While I'm willing to accept that the world of finance has become Taibbi's griftopia, I'm not convinced that financial scams were the primary cause of America's current economic crisis.
It seems much more plausible that half a century of American corporations shipping jobs offshore has hollowed out our ability to create real value, allowing finance and services to become the driver of the US economy. This globalization would not have been possible without oil that made it cheaper to make stuff in Guangzhou and ship it to Ohio than just to make it in Cleveland in the first place.
Of course scammers played their part in the home mortgage crisis, but it would be a mistake to blame them entirely, or even primarily, for the Great Recession. I find more convincing Jeff Rubin's analysis that today's crisis, just as every economic downturn since the seventies, was caused by inflation driven by oil price spikes, which in turn was caused by genuine supply shortages and local or global resource depletion.
There have always been criminals in high places. And I'm sure Taibbi is right that today's Wall Street wizards have added new innovations to the classic white-collar con. But no amount of financial shenanigans can overshadow the fact that the industrial world has overshot all ecological limits to growth.
Taibbi makes a good case for financial reform. But we should not stop there, nor should we be satisfied blaming the Wall Street douchewads, assholes and dickheads whose portraits Taibbi has so lovingly painted for us.

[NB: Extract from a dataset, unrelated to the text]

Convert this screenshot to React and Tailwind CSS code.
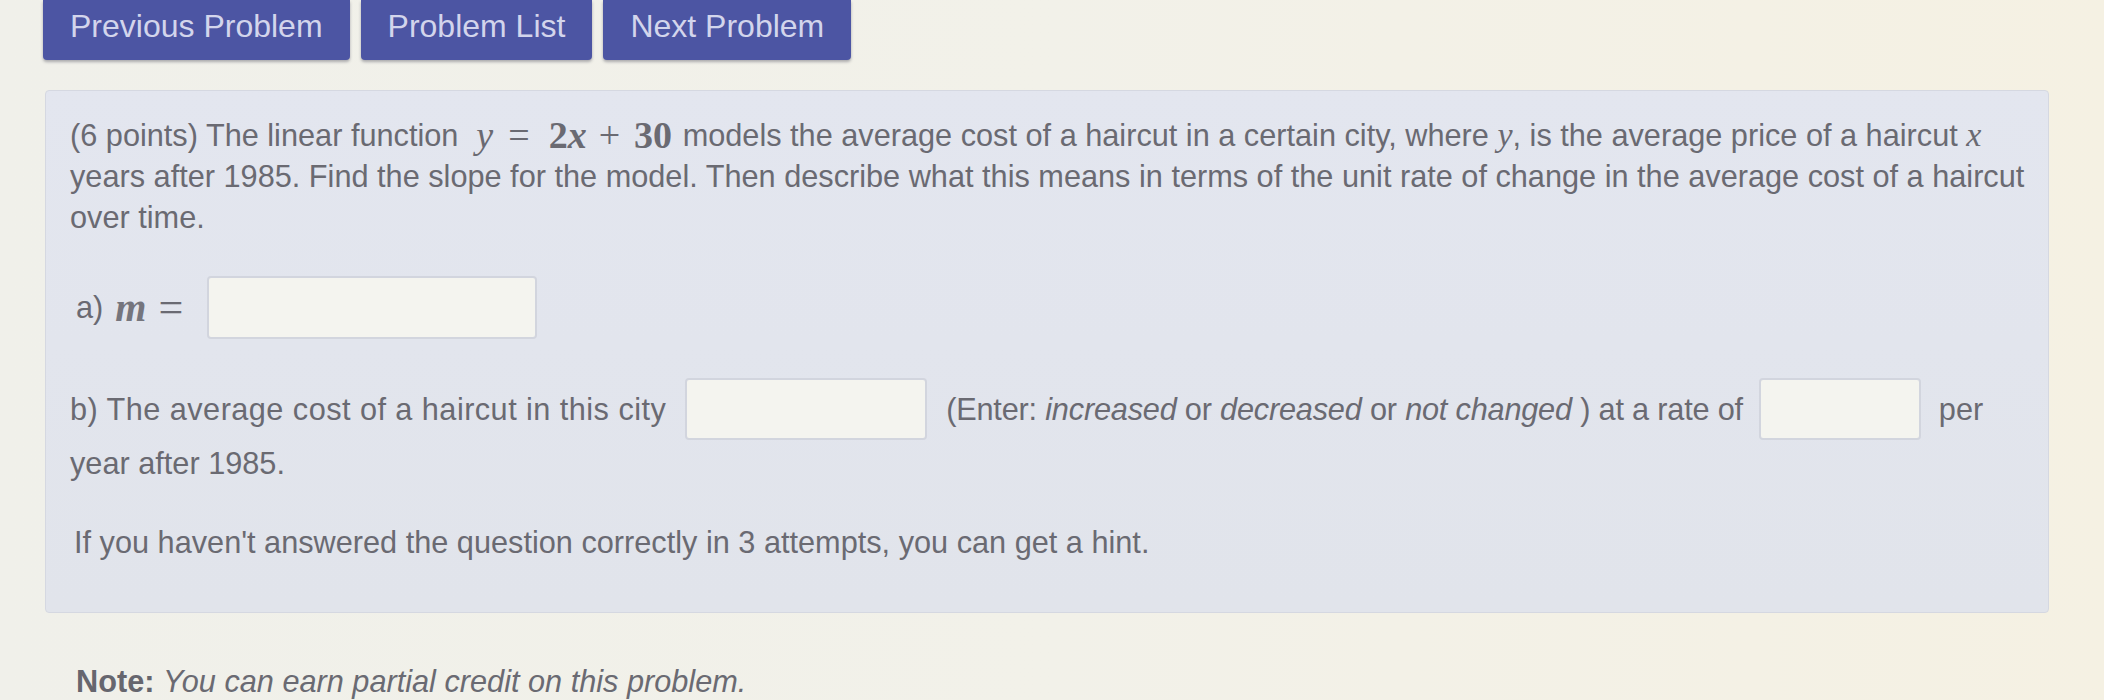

It's satisfying to finger villains, but scapegoating is a distraction from the real problem.
Because the industrial world is running out of cheap oil as well as cheap places to dump our pollution, we may soon also run low on all those commodities that Taibbi seems to think should just keep getting cheaper as technology improves.
What we really need is a series of reforms much more fundamental: a transition from a growth-oriented consumerism run on fossil fuels to an economy that respects its physical limits and meets human needs, reinvigorating local economies in a way that creates real value.